=== THE TASK ===
Word for word, print each line of the listing below; pictures stay out.

=== PROVIDED MATERIAL ===
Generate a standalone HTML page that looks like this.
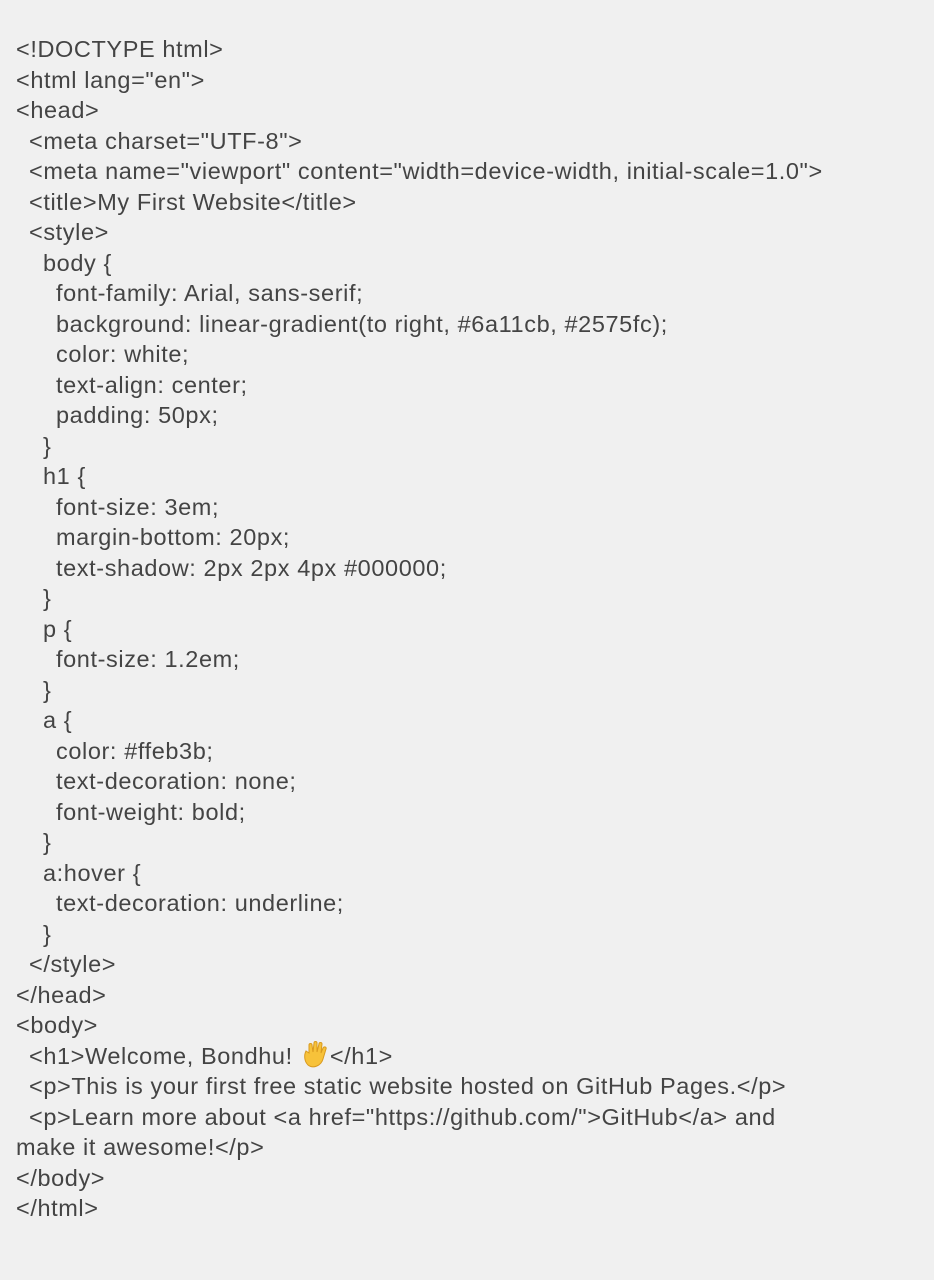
<!DOCTYPE html>
<html><head><meta charset="UTF-8"><style>
html,body{margin:0;background:#f0f0f0;}
body{width:934px;height:1280px;overflow:hidden;padding-top:34px;box-sizing:border-box;font-family:"Liberation Sans",Arial,sans-serif;font-size:23.5px;line-height:30.5px;color:#444;letter-spacing:0.6px;}
div{white-space:pre;padding-left:16px;}
.i1{padding-left:29px}.i2{padding-left:43px}.i3{padding-left:56px}
</style></head><body>
<div>&lt;!DOCTYPE html&gt;</div>
<div>&lt;html lang="en"&gt;</div>
<div>&lt;head&gt;</div>
<div class="i1">&lt;meta charset="UTF-8"&gt;</div>
<div class="i1">&lt;meta name="viewport" content="width=device-width, initial-scale=1.0"&gt;</div>
<div class="i1">&lt;title&gt;My First Website&lt;/title&gt;</div>
<div class="i1">&lt;style&gt;</div>
<div class="i2">body {</div>
<div class="i3">font-family: Arial, sans-serif;</div>
<div class="i3">background: linear-gradient(to right, #6a11cb, #2575fc);</div>
<div class="i3">color: white;</div>
<div class="i3">text-align: center;</div>
<div class="i3">padding: 50px;</div>
<div class="i2">}</div>
<div class="i2">h1 {</div>
<div class="i3">font-size: 3em;</div>
<div class="i3">margin-bottom: 20px;</div>
<div class="i3">text-shadow: 2px 2px 4px #000000;</div>
<div class="i2">}</div>
<div class="i2">p {</div>
<div class="i3">font-size: 1.2em;</div>
<div class="i2">}</div>
<div class="i2">a {</div>
<div class="i3">color: #ffeb3b;</div>
<div class="i3">text-decoration: none;</div>
<div class="i3">font-weight: bold;</div>
<div class="i2">}</div>
<div class="i2">a:hover {</div>
<div class="i3">text-decoration: underline;</div>
<div class="i2">}</div>
<div class="i1">&lt;/style&gt;</div>
<div>&lt;/head&gt;</div>
<div>&lt;body&gt;</div>
<div class="i1">&lt;h1&gt;Welcome, Bondhu! <svg width="30" height="28" viewBox="0 0 30 28" style="vertical-align:-5px"><path d="M8 24 C4 20 4 14 6 10 L9 12 L9 4 C9 2 12 2 12 4 L13 11 L14 2 C14 0 17 0 17 2 L17 11 L19 3 C19 1 22 1 22 3 L21 12 L23 7 C24 5 27 6 26 8 L23 18 C21 25 13 28 8 24 Z" fill="#f7c23a" stroke="#d99a1e" stroke-width="1"/></svg>&lt;/h1&gt;</div>
<div class="i1">&lt;p&gt;This is your first free static website hosted on GitHub Pages.&lt;/p&gt;</div>
<div class="i1">&lt;p&gt;Learn more about &lt;a href="https://github.com/"&gt;GitHub&lt;/a&gt; and</div>
<div>make it awesome!&lt;/p&gt;</div>
<div>&lt;/body&gt;</div>
<div>&lt;/html&gt;</div>
</body></html>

=== RESULT ===
Generate a standalone HTML page that looks like this.
<!DOCTYPE html>
<html><head><meta charset="UTF-8"><style>
html,body{margin:0;background:#f0f0f0;}
body{width:934px;height:1280px;overflow:hidden;padding-top:34px;box-sizing:border-box;font-family:"Liberation Sans",Arial,sans-serif;font-size:23.5px;line-height:30.5px;color:#444;letter-spacing:0.6px;}
div{white-space:pre;padding-left:16px;}
.i1{padding-left:29px}.i2{padding-left:43px}.i3{padding-left:56px}
</style></head><body>
<div>&lt;!DOCTYPE html&gt;</div>
<div>&lt;html lang="en"&gt;</div>
<div>&lt;head&gt;</div>
<div class="i1">&lt;meta charset="UTF-8"&gt;</div>
<div class="i1">&lt;meta name="viewport" content="width=device-width, initial-scale=1.0"&gt;</div>
<div class="i1">&lt;title&gt;My First Website&lt;/title&gt;</div>
<div class="i1">&lt;style&gt;</div>
<div class="i2">body {</div>
<div class="i3">font-family: Arial, sans-serif;</div>
<div class="i3">background: linear-gradient(to right, #6a11cb, #2575fc);</div>
<div class="i3">color: white;</div>
<div class="i3">text-align: center;</div>
<div class="i3">padding: 50px;</div>
<div class="i2">}</div>
<div class="i2">h1 {</div>
<div class="i3">font-size: 3em;</div>
<div class="i3">margin-bottom: 20px;</div>
<div class="i3">text-shadow: 2px 2px 4px #000000;</div>
<div class="i2">}</div>
<div class="i2">p {</div>
<div class="i3">font-size: 1.2em;</div>
<div class="i2">}</div>
<div class="i2">a {</div>
<div class="i3">color: #ffeb3b;</div>
<div class="i3">text-decoration: none;</div>
<div class="i3">font-weight: bold;</div>
<div class="i2">}</div>
<div class="i2">a:hover {</div>
<div class="i3">text-decoration: underline;</div>
<div class="i2">}</div>
<div class="i1">&lt;/style&gt;</div>
<div>&lt;/head&gt;</div>
<div>&lt;body&gt;</div>
<div class="i1">&lt;h1&gt;Welcome, Bondhu! <svg width="30" height="28" viewBox="0 0 30 28" style="vertical-align:-5px"><path d="M8 24 C4 20 4 14 6 10 L9 12 L9 4 C9 2 12 2 12 4 L13 11 L14 2 C14 0 17 0 17 2 L17 11 L19 3 C19 1 22 1 22 3 L21 12 L23 7 C24 5 27 6 26 8 L23 18 C21 25 13 28 8 24 Z" fill="#f7c23a" stroke="#d99a1e" stroke-width="1"/></svg>&lt;/h1&gt;</div>
<div class="i1">&lt;p&gt;This is your first free static website hosted on GitHub Pages.&lt;/p&gt;</div>
<div class="i1">&lt;p&gt;Learn more about &lt;a href="https://github.com/"&gt;GitHub&lt;/a&gt; and</div>
<div>make it awesome!&lt;/p&gt;</div>
<div>&lt;/body&gt;</div>
<div>&lt;/html&gt;</div>
</body></html>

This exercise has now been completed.